(Interface markup and scripts):
● ● ●

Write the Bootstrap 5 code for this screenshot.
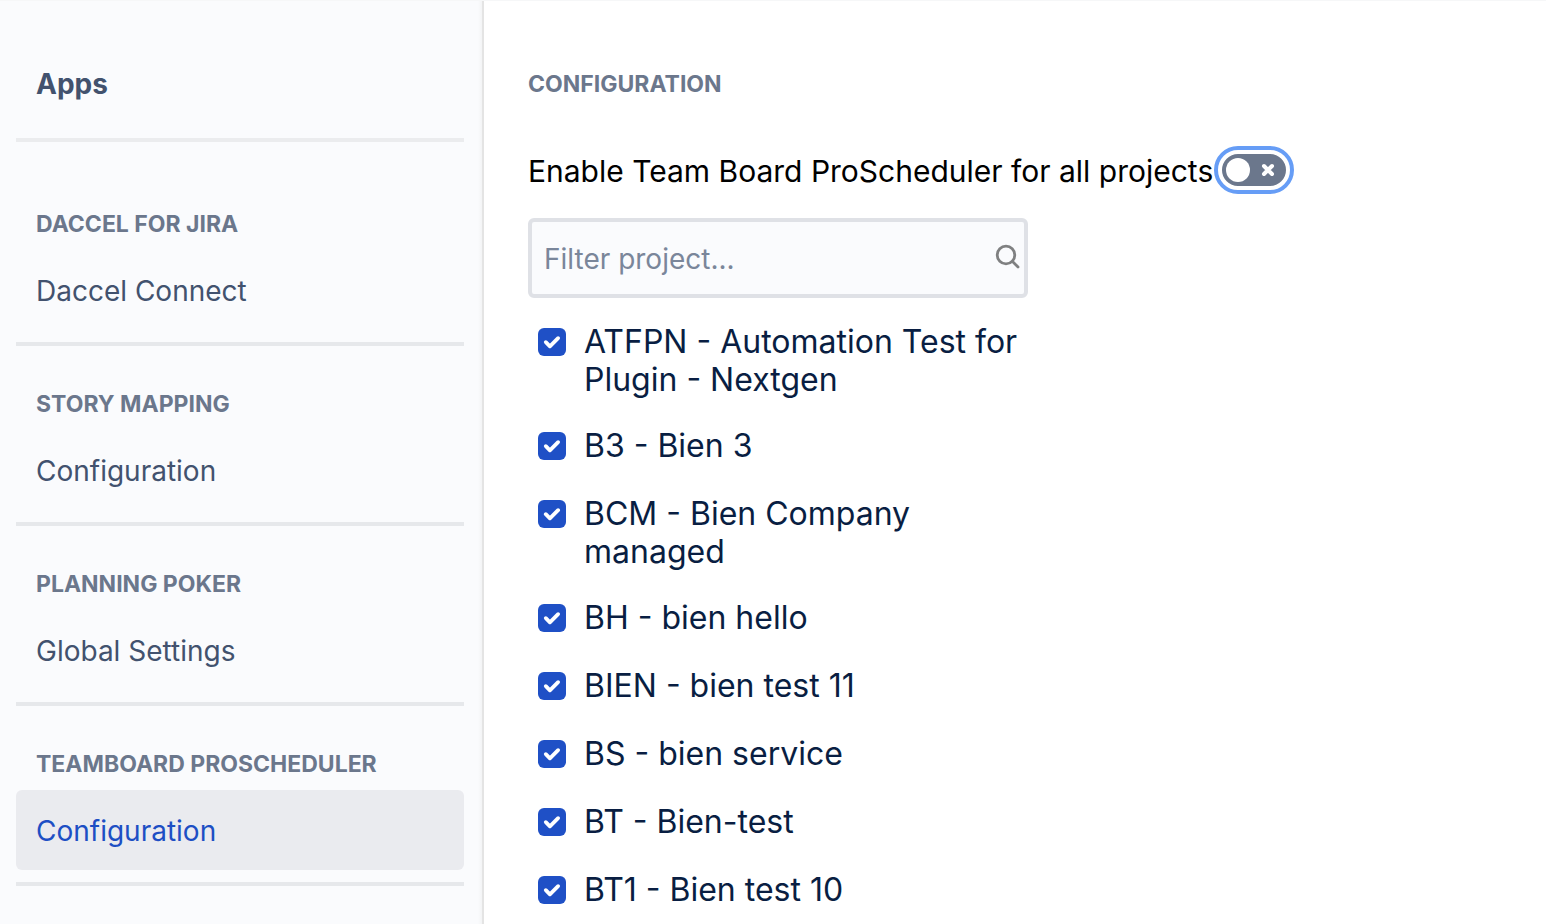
<!DOCTYPE html>
<html lang="en">
<head>
<meta charset="utf-8">
<meta name="viewport" content="width=device-width, initial-scale=1">
<title>Team Board ProScheduler configuration</title>
<link rel="stylesheet" href="https://cdn.jsdelivr.net/npm/bootstrap@5.3.0/dist/css/bootstrap.min.css">
<style>
  body { font-family: Inter, "Liberation Sans", sans-serif; color: #091e42; background: #fff; }
  .page { border-top: 1px solid #f6f7f8; }

  .sidebar { width: 484px; background: linear-gradient(to left, #f3f4f5, #fafbfd 4px); border-right: 2px solid #e4e4e4; padding: 0 18px 0 16px; }
  .sidebar-title { font-size: 28px; line-height: 40px; font-weight: 700; color: #42526e; padding: 63px 20px 34px; border-bottom: 4px solid #ebecee; }
  .app-group { border-bottom: 4px solid #e6e8eb; padding: 38px 0 12px; }
  .app-group:first-of-type { padding-top: 62px; }
  .section-label { font-size: 23px; line-height: 40px; font-weight: 700; color: #6b778c; }
  .app-group .section-label { padding: 0 20px; margin-bottom: 6px; }
  .app-link { font-size: 28px; line-height: 40px; padding: 21px 20px 19px; border-radius: 6px; color: #42526e; text-decoration: none; }
  .app-link.active { background: #eaebef; color: #1d4fc4; }

  .content { padding: 63px 44px 0; }
  .switch-row { font-size: 30px; line-height: 48px; color: #000; margin-top: 42px; gap: 5px; }
  .switch-row label { padding-top: 2px; line-height: 46px; }
  .toggle { width: 72px; height: 40px; flex: none; }
  .toggle input { appearance: none; width: 72px; height: 40px; margin: 0; border: 4px solid #fff; border-radius: 20px; background: #6b778c; outline: 4px solid #669df6; cursor: pointer; }
  .toggle svg { pointer-events: none; }

  .filter { max-width: 500px; margin-top: 24px; }
  .filter-input { height: 80px; font-size: 28px; border: 4px solid #dfe1e6; border-radius: 6px; background: #fafbfd; padding: 2px 48px 0 12px; }
  .filter-input::placeholder { color: #7a869a; opacity: 1; }
  .filter-icon { right: 6px; top: 25px; pointer-events: none; }

  .project-list { max-width: 500px; padding: 25px 0 0 10px; }
  .project { font-size: 32px; line-height: 38px; min-height: 40px; gap: 18px; margin-bottom: 28px; }
  .project input { appearance: none; flex: none; width: 28px; height: 28px; margin: 5px 0; border-radius: 6px; background: #1f50c6 url("data:image/svg+xml,%3Csvg xmlns='http://www.w3.org/2000/svg' viewBox='0 0 28 28'%3E%3Cpath d='M7.8 14.2l4.1 4.1 8.2-8.1' fill='none' stroke='white' stroke-width='3.8' stroke-linecap='round' stroke-linejoin='round'/%3E%3C/svg%3E"); }
  .project input:not(:checked) { background: #fafbfd; border: 4px solid #dfe1e6; }
</style>
</head>
<body>
<div class="page d-flex min-vh-100">
  <nav class="sidebar flex-shrink-0" aria-label="Apps">
    <h1 class="sidebar-title m-0">Apps</h1>
    <div class="app-group">
      <h2 class="section-label">DACCEL FOR JIRA</h2>
      <a class="app-link d-block" href="#">Daccel Connect</a>
    </div>
    <div class="app-group">
      <h2 class="section-label">STORY MAPPING</h2>
      <a class="app-link d-block" href="#">Configuration</a>
    </div>
    <div class="app-group">
      <h2 class="section-label">PLANNING POKER</h2>
      <a class="app-link d-block" href="#">Global Settings</a>
    </div>
    <div class="app-group">
      <h2 class="section-label">TEAMBOARD PROSCHEDULER</h2>
      <a class="app-link active d-block" href="#" aria-current="page">Configuration</a>
    </div>
  </nav>
  <main class="content flex-grow-1">
    <h2 class="section-label m-0">CONFIGURATION</h2>
    <div class="switch-row d-flex align-items-center">
      <label for="enable-all">Enable Team Board ProScheduler for all projects</label>
      <span class="toggle position-relative d-flex">
        <input id="enable-all" type="checkbox" role="switch">
        <svg class="position-absolute top-0 start-0" width="72" height="40" viewBox="0 0 72 40" aria-hidden="true">
          <circle cx="20" cy="20" r="12" fill="#fff"/>
          <path d="M46 16l8 8M54 16l-8 8" stroke="#fff" stroke-width="4" stroke-linecap="round"/>
        </svg>
      </span>
    </div>
    <div class="filter position-relative">
      <input class="filter-input form-control" type="text" placeholder="Filter project..." aria-label="Filter project">
      <svg class="filter-icon position-absolute" width="28" height="28" viewBox="0 0 28 28" fill="none" stroke="#7f8081" stroke-width="2.8" stroke-linecap="round" aria-hidden="true">
        <circle cx="12" cy="12" r="8.8"/>
        <path d="M18.5 18.5l5.5 5.5"/>
      </svg>
    </div>
    <div class="project-list">
      <div class="project d-flex"><input type="checkbox" id="p1" checked><label for="p1">ATFPN - Automation Test for Plugin - Nextgen</label></div>
      <div class="project d-flex"><input type="checkbox" id="p2" checked><label for="p2">B3 - Bien 3</label></div>
      <div class="project d-flex"><input type="checkbox" id="p3" checked><label for="p3">BCM - Bien Company managed</label></div>
      <div class="project d-flex"><input type="checkbox" id="p4" checked><label for="p4">BH - bien hello</label></div>
      <div class="project d-flex"><input type="checkbox" id="p5" checked><label for="p5">BIEN - bien test 11</label></div>
      <div class="project d-flex"><input type="checkbox" id="p6" checked><label for="p6">BS - bien service</label></div>
      <div class="project d-flex"><input type="checkbox" id="p7" checked><label for="p7">BT - Bien-test</label></div>
      <div class="project d-flex mb-0"><input type="checkbox" id="p8" checked><label for="p8">BT1 - Bien test 10</label></div>
    </div>
  </main>
</div>
<script src="https://cdn.jsdelivr.net/npm/bootstrap@5.3.0/dist/js/bootstrap.bundle.min.js"></script>
</body>
</html>
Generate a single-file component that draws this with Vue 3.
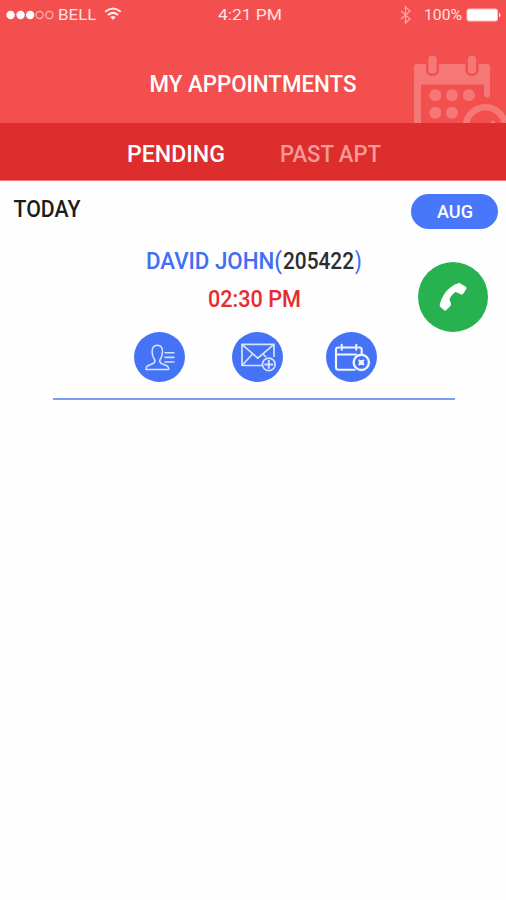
<script setup>
import { ref } from 'vue'

const activeTab = ref('pending')
const tabs = [
  { id: 'pending', label: 'PENDING', width: 98 },
  { id: 'past', label: 'PAST APT', width: 101 }
]
</script>

<template>
  <main class="screen">
    <header class="header">
      <div class="status">
        <div class="carrier">
          <svg class="signal" width="50" height="12" viewBox="0 0 50 12">
            <g fill="#fff">
              <circle cx="4.6" cy="6" r="4.2" /><circle cx="14.6" cy="6" r="4.2" /><circle cx="24.2" cy="6" r="4.2" />
            </g>
            <g fill="none" stroke="#fcb5b2" stroke-width="1.2">
              <circle cx="33.6" cy="6" r="3.6" /><circle cx="43.4" cy="6" r="3.6" />
            </g>
          </svg>
          <svg class="label bell" width="39" height="20"><text x="0" y="15" textLength="38.5" lengthAdjust="spacingAndGlyphs">BELL</text></svg>
          <svg class="wifi" width="18" height="14" viewBox="0 0 18 14">
            <g fill="none" stroke="#ffe9e7" stroke-width="2">
              <path d="M1.2 4.8Q9-1.8 16.8 4.8" /><path d="M4 8Q9 3.8 14 8" />
            </g>
            <path d="M6.2 10Q9 7.8 11.8 10L9 13Z" fill="#ffe9e7" />
          </svg>
        </div>
        <svg class="label" width="65" height="20"><text x="0" y="15" textLength="64" lengthAdjust="spacingAndGlyphs">4:21 PM</text></svg>
        <div class="power">
          <svg class="bluetooth" width="12" height="18" viewBox="0 0 12 18">
            <path d="M1 5l9 8-4.5 4V1L10 5l-9 8" fill="none" stroke="#faa4a0" stroke-width="1.3" />
          </svg>
          <svg class="label percent" width="39" height="20"><text x="0" y="15" textLength="38" lengthAdjust="spacingAndGlyphs">100%</text></svg>
          <svg width="36" height="14" viewBox="0 0 36 14">
            <rect x="1" y="1" width="30.5" height="12" rx="2" fill="#fff" stroke="#ffc0bd" />
            <path d="M33 4.5Q36 7 33 9.5Z" fill="#ffe2e0" />
          </svg>
        </div>
      </div>
      <div class="title-row">
        <svg class="title" width="214" height="30"><text x="1.5" y="23.5" textLength="207" lengthAdjust="spacingAndGlyphs">MY APPOINTMENTS</text></svg>
        <svg class="calendar" width="92" height="68" viewBox="414 55 92 68">
          <g fill="#f67876">
            <path fill-rule="evenodd" d="M417 64H426V70C426 78 439 78 439 70V64H465.5V70C465.5 78 478.5 78 478.5 70V64H487Q490 64 490 67V96Q487 99 484 96V84.5H421V123H414V67Q414 64 417 64Z" />
            <rect x="428.4" y="56" width="8.2" height="17.5" rx="3" />
            <rect x="468" y="56" width="8" height="17.5" rx="3" />
            <circle cx="435.3" cy="95.3" r="6" /><circle cx="452" cy="95.3" r="6" /><circle cx="469" cy="95.3" r="6" />
            <circle cx="435.3" cy="112.7" r="6" /><circle cx="452" cy="112.7" r="6" />
          </g>
          <circle cx="485.5" cy="127" r="19.8" fill="none" stroke="#f67876" stroke-width="6.5" />
          <path d="M490.5 123l2.5-3 2.5 3z" fill="#f67876" />
        </svg>
      </div>
    </header>

    <nav class="tabs">
      <button
        v-for="tab in tabs"
        :key="tab.id"
        class="tab"
        :class="{ active: activeTab === tab.id }"
        @click="activeTab = tab.id"
      >
        <svg :width="tab.width + 4" height="30"><text x="2" y="24.5" :textLength="tab.width" lengthAdjust="spacingAndGlyphs">{{ tab.label }}</text></svg>
      </button>
    </nav>

    <section class="day">
      <svg class="today" width="74" height="30"><text x="1.5" y="23" textLength="67" lengthAdjust="spacingAndGlyphs">TODAY</text></svg>
      <button class="month">
        <svg width="40" height="22"><text x="2" y="17" textLength="36" lengthAdjust="spacingAndGlyphs">AUG</text></svg>
      </button>
    </section>

    <article class="appointment">
      <div class="details">
        <div class="name">
          <svg width="138" height="30"><text x="1" y="22" textLength="136" lengthAdjust="spacingAndGlyphs">DAVID JOHN(</text></svg>
          <svg class="code" width="72" height="30"><text x="0" y="22" textLength="71" lengthAdjust="spacingAndGlyphs">205422</text></svg>
          <svg width="9" height="30"><text x="0" y="22" textLength="6.5" lengthAdjust="spacingAndGlyphs">)</text></svg>
        </div>
        <svg class="time" width="96" height="30"><text x="1" y="22" textLength="93" lengthAdjust="spacingAndGlyphs">02:30 PM</text></svg>
      </div>
      <button class="call">
        <svg width="30" height="30" viewBox="0 0 30 30">
          <path d="M1.8 22.6C4 12.5 11 4.2 20.2 1.2Q22.2.6 23 2L28 4.8Q29.4 6 27.6 8L25.4 11.6Q24 13 22.6 12.2L17.8 10C15 11.6 12.8 14 11.4 17.3L13 21.6Q13.4 23.4 12 24.4L8.3 28.1Q7 29.4 5.6 27.8L2.3 24.9Q1.4 24.2 1.8 22.6Z" fill="#fff" />
        </svg>
      </button>
      <div class="actions">
        <button class="action">
          <svg width="50" height="50" viewBox="0 0 50 50">
            <g fill="none" stroke="#d6e2ff" stroke-width="1.6" stroke-linejoin="round">
              <path d="M11 37.5C11 33.8 13 33.5 17 32C20 30.8 20.5 29 19.5 27.5C18 25.5 17.2 24 17.2 20.5C16.8 16 18.5 13.2 22.3 13.2S27.8 16 27.4 20.5C27.4 24 26.5 25.5 25.2 27.5C24.2 29 24.7 30.8 27.5 32C31.6 33.5 33.7 33.8 33.7 37.5Z" />
              <path d="M29.5 20.8h10M29.5 25.4h10M29.5 30h10" />
            </g>
          </svg>
        </button>
        <button class="action">
          <svg width="50" height="50" viewBox="0 0 50 50">
            <g fill="none" stroke="#d6e2ff" stroke-width="1.7">
              <path d="M29 33.5H9V12.3H41V25" />
              <path d="M9 12.3L24.8 26.2L41 12.3M9 33.5L19.5 22M30 22L33 25" />
              <circle cx="35.8" cy="32.4" r="6.3" />
              <path d="M35.8 28v8.8M31.4 32.4H40.2" stroke-width="2" />
            </g>
          </svg>
        </button>
        <button class="action">
          <svg width="50" height="50" viewBox="0 0 50 50">
            <g fill="none" stroke="#f0f5ff" stroke-width="2.1" stroke-linecap="round" stroke-linejoin="round">
              <path d="M27.5 37.7H11.2Q9 37.7 9 35.5V17.5Q9 15.5 11.2 15.5H12.5M14.7 15.5H29.3M31.5 15.5H32.5Q34.7 15.5 34.7 17.5V21.5M9 22.5H29M14.7 12.7v5M29.3 12.7v5" />
              <circle cx="34.3" cy="30.4" r="7.6" stroke-width="2.4" />
            </g>
            <path d="M31.6 27.7l5.4 5.4M37 27.7l-5.4 5.4" stroke="#f0f5ff" stroke-width="1.6" />
            <circle cx="34.3" cy="30.4" r="2.5" fill="#f0f5ff" />
          </svg>
        </button>
      </div>
      <hr class="divider" />
    </article>
  </main>
</template>

<style>
body {
  margin: 0;
  background: #fefefe;
}
</style>

<style scoped>
.screen {
  width: 506px;
  height: 900px;
  overflow: hidden;
  background: #fefefe;
  font-family: Roboto, "Liberation Sans", sans-serif;
}
svg {
  display: block;
  flex: none;
  overflow: visible;
}
button {
  display: flex;
  align-items: center;
  justify-content: center;
  padding: 0;
  border: 0;
  background: none;
  font: inherit;
}
.header {
  height: 123px;
  background: #f34f4e;
}
.status {
  display: grid;
  grid-template-columns: 218px 65px 1fr;
  height: 30px;
  align-items: center;
}
.status .label {
  fill: #ffe3e1;
  font-size: 15.5px;
}
.carrier {
  display: flex;
  align-items: center;
  padding-left: 6px;
}
.bell {
  margin-left: 2px;
}
.wifi {
  margin: 0 0 3px 7px;
}
.power {
  display: flex;
  align-items: center;
  justify-content: flex-end;
  padding-right: 4px;
}
.percent {
  margin: 0 3px 0 12px;
}
.title-row {
  display: flex;
  justify-content: space-between;
  padding: 25px 0 0 148px;
}
.title {
  margin-top: 13px;
  fill: #fff;
  font-size: 24px;
  font-weight: 500;
}
.calendar {
  overflow: hidden;
}
.tabs {
  display: flex;
  gap: 51px;
  height: 57px;
  padding-left: 125px;
  background: #de2d2d;
  border-bottom: 1px solid #ee7777;
}
.tab {
  fill: #f49a99;
  font-size: 23px;
  font-weight: 500;
}
.tab.active {
  fill: #fff;
}
.day {
  display: flex;
  justify-content: space-between;
  align-items: flex-start;
  height: 61px;
  padding: 13px 8px 0 12px;
  box-sizing: border-box;
}
.today {
  fill: #1d1d1d;
  font-size: 23px;
  font-weight: 500;
}
.month {
  width: 87px;
  height: 35px;
  border-radius: 18px;
  background: #4977fc;
  fill: #fff;
  font-size: 18px;
  font-weight: 500;
}
.appointment {
  display: grid;
  grid-template-columns: 400px 106px;
}
.details {
  padding: 5px 0 0 145px;
}
.name {
  display: flex;
  fill: #416ff2;
  font-size: 23px;
  font-weight: 500;
}
.name .code {
  fill: #2d2d2d;
}
.time {
  margin: 8px 0 0 62px;
  fill: #e52c2f;
  font-size: 23px;
  font-weight: 500;
}
.call {
  width: 70px;
  height: 70px;
  margin: 20px 0 0 18px;
  border-radius: 50%;
  background: #27b24f;
}
.actions {
  grid-column: 1 / -1;
  display: flex;
  padding-left: 134px;
}
.action {
  width: 51px;
  height: 50px;
  border-radius: 50%;
  background: #4473f6;
}
.action:nth-child(2) {
  margin-left: 47px;
}
.action:nth-child(3) {
  margin-left: 43px;
}
.divider {
  grid-column: 1 / -1;
  width: 402px;
  height: 2px;
  margin: 16px 0 0 53px;
  border: 0;
  background: #7f9bf4;
}
</style>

● ● ●

(WHAT TO WORK ON):
Check each line of the entries above for the word "this". List the ones that have it.

(ANSWER TO THE PROBLEM):
Write the Bootstrap 5 code for this screenshot.
Generate a single-file component that draws this with Vue 3.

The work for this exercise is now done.